6. Open Challenges and Future Directions

Several technical challenges remain active areas of research:

Physics-Data Interface: Automating the translation of domain knowledge (differential equations, symmetry transformations, conservation rules) into differentiable loss terms or network modules suitable for large-scale SSL remains nontrivial.
Architectural Integration: Balancing model capacity and physics constraint tightness, especially when constraints are approximate or only weakly informative, is unsolved across domains.
Generalization and Transfer: Addressing distributional shift (e.g., in materials composition or functional scenes absent in pretraining) and ensuring physics-guided representations remain expressive for all downstream tasks.
Scalability: Efficient implementation of differentiable physics (e.g., LCP solvers, ODEs) and high-resolution, multi-modal data requirements are bottlenecks for deployment in real-world applications.
Unified Frameworks: While position papers (e.g., (Farhadloo et al., 20 Feb 2025)) have called for general-purpose "physics-guided foundation models," with broad, cross-domain applicability, methodologically rigorous recipes and theoretical understanding remain incomplete.
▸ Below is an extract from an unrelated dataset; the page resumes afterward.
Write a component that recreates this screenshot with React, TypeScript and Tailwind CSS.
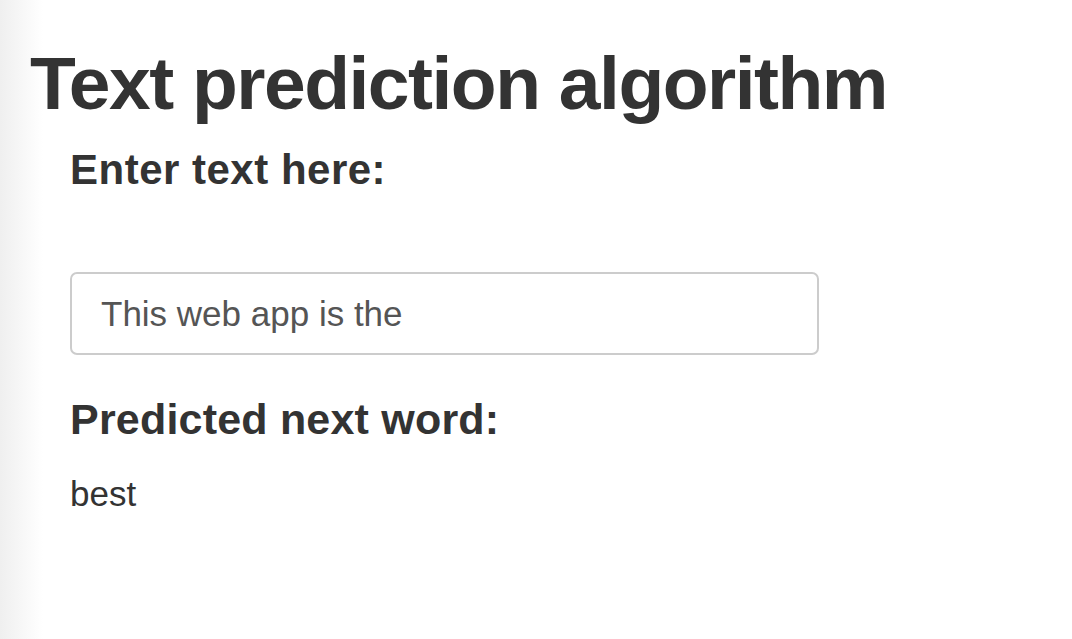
export default function App() {
  return (
    <div className="min-h-[639px] w-full bg-linear-to-r from-[#efefef] from-0% via-white via-[4%] to-white font-['Liberation_Sans',Arial,sans-serif] text-[#333]">
      <div className="pl-[30px] pt-[42px]">
        <h1 className="text-[75px] font-bold leading-[82px] tracking-[-1.5px]">
          Text prediction algorithm
        </h1>
        <div className="pl-[40px]">
          <label className="mt-[22px] block text-[42px] font-bold leading-[48px] tracking-[0.5px]">
            Enter text here:
          </label>
          <input
            className="mt-[78px] block h-[83px] w-[749px] rounded-[7px] border-2 border-[#ccc] px-[29px] text-[35px] text-[#555] outline-none"
            defaultValue="This web app is the"
          />
          <h3 className="mt-[39px] text-[43px] font-bold leading-[50px] tracking-[0.2px]">
            Predicted next word:
          </h3>
          <p className="mt-[30px] text-[35px] leading-[40px]">best</p>
        </div>
      </div>
    </div>
  );
}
The field is progressing rapidly, with ongoing cross-fertilization between physics-informed neural networks, contrastive learning, unsupervised manifold learning, and differentiable scientific computing.
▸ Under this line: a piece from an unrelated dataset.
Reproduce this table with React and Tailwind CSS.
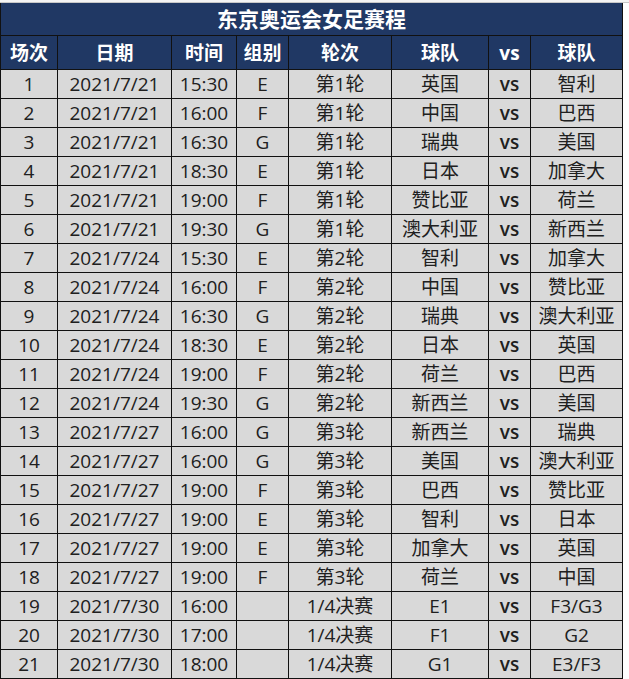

7. Selected Applications and Domain-Specific Implementations

Application Area	Physics-Guided Pretraining Strategy	Notable Results
MRI Reconstruction	SSDU, multi-mask SSDU, unrolled DC-Prox with holdout loss	SSIM ≈ 0.95, NMSE ≈ 0.0020 without full data
High-Energy Jet Physics	Markov-resimulation-based contrastive transformer backbone	97% accuracy on τ-jets, improved anomaly AUC
Materials Science	Node-masking, coordinate-perturb contrast, microproperty head	Up to 26.9% improvement (shear modulus)
Mechanical Simulation	Direct energy minimization with orthogonality constraints	Order-of-magnitude stress reduction
Vision-Based RL	Factorized VAE + ODE regularization in latent space	≈50% reduction in goal error, faster convergence
Visual Localization	Photometric & geometric self-supervised loss on sequences	Outperforms supervised models on KITTI
Hyperspectral Imaging	Dual-domain (mask/frequency) masked transformer pretraining	SOTA OA/AA, rapid convergence

The strategies outlined offer a broad, rigorous foundation for the incorporation of physics into modern self-supervised pretraining pipelines, with empirical evidence supporting both immediate and long-term impacts across scientific, engineering, and data-centric disciplines.